Item 6. | Ownership of More than Five Percent on Behalf of Another Person. |
Not applicable.
Item 7. | Identification and Classification of the Subsidiary Which Acquired the Security Being Reported on by the Parent Holding Company. |
Not applicable.
Item 8. | Identification and Classification of Members of the Group. |
See Exhibit A to the Schedule 13G filed by the Reporting Persons on August 21, 2017.
Item 9. | Notice of Dissolution of Group. |
Not applicable.
Item 10. | Certification. |
By signing below the undersigned certifies that, to the best of its or his knowledge and belief, the securities referred to above were not acquired and are not held for the purpose of or with the effect of changing or influencing the control of the issuer of the securities and were not acquired and are not held in connection with or as a participant in any transaction having that purpose or effect.
SIGNATURES
After reasonable inquiry and to the best of its knowledge and belief, each of the undersigned certifies that the information with respect to it set forth in this statement is true, complete, and correct.
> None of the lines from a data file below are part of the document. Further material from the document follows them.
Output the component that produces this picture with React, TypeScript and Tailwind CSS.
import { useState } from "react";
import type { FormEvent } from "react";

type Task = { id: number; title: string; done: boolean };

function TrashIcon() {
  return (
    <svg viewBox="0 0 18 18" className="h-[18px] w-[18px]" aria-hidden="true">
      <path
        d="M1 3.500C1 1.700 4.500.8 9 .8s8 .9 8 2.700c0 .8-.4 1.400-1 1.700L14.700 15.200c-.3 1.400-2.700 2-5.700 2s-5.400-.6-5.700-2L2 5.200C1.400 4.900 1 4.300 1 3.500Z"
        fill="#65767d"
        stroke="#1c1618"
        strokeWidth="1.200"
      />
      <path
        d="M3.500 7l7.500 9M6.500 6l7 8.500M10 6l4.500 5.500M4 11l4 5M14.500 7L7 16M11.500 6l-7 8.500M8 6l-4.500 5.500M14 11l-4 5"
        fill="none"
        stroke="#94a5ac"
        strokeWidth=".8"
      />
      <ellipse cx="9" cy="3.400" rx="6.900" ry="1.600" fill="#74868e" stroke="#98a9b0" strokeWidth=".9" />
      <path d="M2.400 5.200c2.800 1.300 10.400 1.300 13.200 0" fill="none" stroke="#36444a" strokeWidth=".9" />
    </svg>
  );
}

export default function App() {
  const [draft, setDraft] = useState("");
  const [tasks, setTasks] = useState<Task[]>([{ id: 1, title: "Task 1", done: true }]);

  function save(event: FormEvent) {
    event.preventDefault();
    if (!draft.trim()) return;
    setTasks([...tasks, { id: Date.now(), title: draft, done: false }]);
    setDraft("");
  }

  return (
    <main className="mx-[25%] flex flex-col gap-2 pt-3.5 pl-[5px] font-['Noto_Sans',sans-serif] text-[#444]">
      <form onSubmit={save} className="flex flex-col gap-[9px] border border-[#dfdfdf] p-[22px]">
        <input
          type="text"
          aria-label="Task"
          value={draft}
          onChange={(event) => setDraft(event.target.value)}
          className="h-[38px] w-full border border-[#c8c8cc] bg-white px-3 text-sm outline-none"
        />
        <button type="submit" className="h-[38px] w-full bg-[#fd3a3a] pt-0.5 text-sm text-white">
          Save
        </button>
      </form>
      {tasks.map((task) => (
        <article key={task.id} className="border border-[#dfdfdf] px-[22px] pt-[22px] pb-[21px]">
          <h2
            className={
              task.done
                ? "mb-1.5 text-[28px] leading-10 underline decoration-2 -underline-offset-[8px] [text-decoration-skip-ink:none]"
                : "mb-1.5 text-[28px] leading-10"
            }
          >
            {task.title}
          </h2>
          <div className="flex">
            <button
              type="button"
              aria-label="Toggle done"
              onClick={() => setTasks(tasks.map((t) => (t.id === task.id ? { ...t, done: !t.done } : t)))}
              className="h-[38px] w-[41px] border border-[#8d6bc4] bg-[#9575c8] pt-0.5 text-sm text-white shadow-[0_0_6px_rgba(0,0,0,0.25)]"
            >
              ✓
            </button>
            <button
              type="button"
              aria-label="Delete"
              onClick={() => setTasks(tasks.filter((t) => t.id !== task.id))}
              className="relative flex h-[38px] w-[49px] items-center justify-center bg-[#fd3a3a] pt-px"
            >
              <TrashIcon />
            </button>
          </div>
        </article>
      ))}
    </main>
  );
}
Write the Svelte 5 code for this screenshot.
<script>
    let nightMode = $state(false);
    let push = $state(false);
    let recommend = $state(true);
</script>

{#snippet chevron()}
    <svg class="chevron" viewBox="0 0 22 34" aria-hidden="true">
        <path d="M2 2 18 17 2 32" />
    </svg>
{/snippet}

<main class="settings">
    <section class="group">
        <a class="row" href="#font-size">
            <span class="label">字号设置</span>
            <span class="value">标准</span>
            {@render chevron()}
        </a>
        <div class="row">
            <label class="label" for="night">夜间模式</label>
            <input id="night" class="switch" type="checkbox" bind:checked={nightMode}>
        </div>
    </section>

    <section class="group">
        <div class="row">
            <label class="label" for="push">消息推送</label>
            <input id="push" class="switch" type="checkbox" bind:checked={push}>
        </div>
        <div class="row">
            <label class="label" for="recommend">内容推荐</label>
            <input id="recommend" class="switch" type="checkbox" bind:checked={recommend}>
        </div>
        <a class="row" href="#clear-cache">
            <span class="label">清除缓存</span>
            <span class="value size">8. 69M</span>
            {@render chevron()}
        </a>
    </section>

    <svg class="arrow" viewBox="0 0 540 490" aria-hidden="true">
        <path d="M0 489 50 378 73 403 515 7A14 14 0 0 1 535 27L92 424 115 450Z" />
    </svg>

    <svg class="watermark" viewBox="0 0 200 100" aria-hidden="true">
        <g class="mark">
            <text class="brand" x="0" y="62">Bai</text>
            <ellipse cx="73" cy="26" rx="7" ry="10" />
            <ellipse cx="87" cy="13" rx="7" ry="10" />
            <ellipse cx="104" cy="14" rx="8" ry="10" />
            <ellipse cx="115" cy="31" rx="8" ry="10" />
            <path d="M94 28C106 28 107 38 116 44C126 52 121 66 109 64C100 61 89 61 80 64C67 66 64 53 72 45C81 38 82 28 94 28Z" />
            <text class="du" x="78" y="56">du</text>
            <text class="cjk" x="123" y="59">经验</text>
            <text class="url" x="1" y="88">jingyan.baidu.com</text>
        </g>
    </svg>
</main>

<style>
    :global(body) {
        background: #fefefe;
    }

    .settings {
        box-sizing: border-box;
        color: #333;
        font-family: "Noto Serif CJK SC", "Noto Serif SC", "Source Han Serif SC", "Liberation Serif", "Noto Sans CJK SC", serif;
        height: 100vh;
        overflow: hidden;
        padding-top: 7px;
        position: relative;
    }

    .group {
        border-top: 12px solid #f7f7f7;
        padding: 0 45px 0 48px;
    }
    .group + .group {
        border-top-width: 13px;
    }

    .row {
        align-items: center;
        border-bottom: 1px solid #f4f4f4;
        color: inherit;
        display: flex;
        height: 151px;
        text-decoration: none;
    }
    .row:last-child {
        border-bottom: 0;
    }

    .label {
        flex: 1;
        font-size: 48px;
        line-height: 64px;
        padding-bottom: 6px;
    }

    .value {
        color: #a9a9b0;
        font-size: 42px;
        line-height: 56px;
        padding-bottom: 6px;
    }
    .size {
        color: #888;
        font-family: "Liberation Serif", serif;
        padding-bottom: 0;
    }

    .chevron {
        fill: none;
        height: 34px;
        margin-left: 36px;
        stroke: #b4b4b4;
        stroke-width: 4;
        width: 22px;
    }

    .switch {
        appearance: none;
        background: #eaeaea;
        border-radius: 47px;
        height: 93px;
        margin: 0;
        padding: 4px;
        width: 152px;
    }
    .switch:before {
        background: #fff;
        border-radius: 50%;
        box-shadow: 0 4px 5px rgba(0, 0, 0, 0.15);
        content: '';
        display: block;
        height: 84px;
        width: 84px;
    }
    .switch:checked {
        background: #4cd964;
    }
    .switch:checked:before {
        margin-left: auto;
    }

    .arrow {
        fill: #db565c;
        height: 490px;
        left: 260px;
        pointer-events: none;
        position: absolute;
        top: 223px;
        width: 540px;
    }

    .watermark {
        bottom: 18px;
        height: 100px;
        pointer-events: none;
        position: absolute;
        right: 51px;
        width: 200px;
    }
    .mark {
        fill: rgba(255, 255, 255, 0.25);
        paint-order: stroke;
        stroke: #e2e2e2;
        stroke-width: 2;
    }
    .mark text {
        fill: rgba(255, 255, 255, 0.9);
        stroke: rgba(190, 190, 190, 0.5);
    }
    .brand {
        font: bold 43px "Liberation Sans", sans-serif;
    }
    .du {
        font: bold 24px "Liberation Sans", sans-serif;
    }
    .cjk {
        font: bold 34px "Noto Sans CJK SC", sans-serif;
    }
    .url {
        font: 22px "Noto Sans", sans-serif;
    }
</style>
Dated: | February 13, 2018 |
UZIEL CAPITAL MANAGEMENT, LLC*
By: /s/ Ori Uziel
Ori Uziel
Managing Member
Ori Uziel
Managing Member
/s/ Ori Uziel
ORI UZIEL *
ORI UZIEL *
*The Reporting Persons disclaim beneficial ownership in the shares of Common Stock reported herein except to the extent of their pecuniary interest therein.